From the Los Angeles Times
Southern California is becoming a tight fit
As more apartments and condos are built, traffic won't be the region's only kind of jam. By Sharon Bernstein Times Staff Writer
August 6, 2007
When Bing Crosby crooned that he would settle down and "make the San Fernando Valley my home," he wasn't singing about apartments.
The Southern California dream back then exemplified by the World War II-era tracts popping up in the Valley and other places was of an affordable single-family home, a little house on a patch of green where kids could play out back.
But today, construction of condos and apartments is rapidly overtaking that of single-family residences, even in suburbs known for spread-out living.
It's part of a broader shift to urbanized living in Southern California, a change that brings with it significantly higher density and concerns about overcrowding and traffic.
Consider the Valley: In the 1940s, developers there and throughout the region were putting up houses wherever they could, plowing under vegetable fields and planting that dream along streets and cul-de-sacs.
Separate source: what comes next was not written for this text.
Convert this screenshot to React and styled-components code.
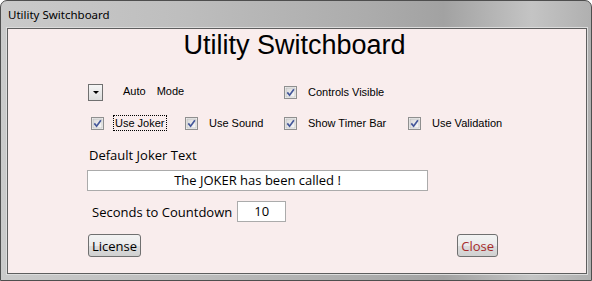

But over the last six years, Los Angeles has approved more than 14,000 condos and apartments for construction in the San Fernando Valley, according to city records, nearly three times the number of single-family residences.
It's a trend that is mirrored throughout the region, and it is expected to intensify as Southern California stretches to accommodate a crush of 6.3 million new residents over the next 30 years.
So many new apartments will be built that by 2035, the number of multi-family dwellings under construction will outstrip the number of single-family residences two to one, according to projections by the Southern California Assn. of Governments.
The shift is starkly obvious in Los Angeles County, where 60% of residences built in 1993 were single-family. Last year in the county, 38% of residential construction was single-family and 62% was apartments and condos.
The increase in apartment and condominium dwellings will dramatically reshape the way people live in Southern California, heralding an era of increasing urbanization for residents used to suburbia.
Even in such traditionally wide-open areas as Riverside and Orange counties, the number of permits issued for multi-family housing has nearly tripled since 1999.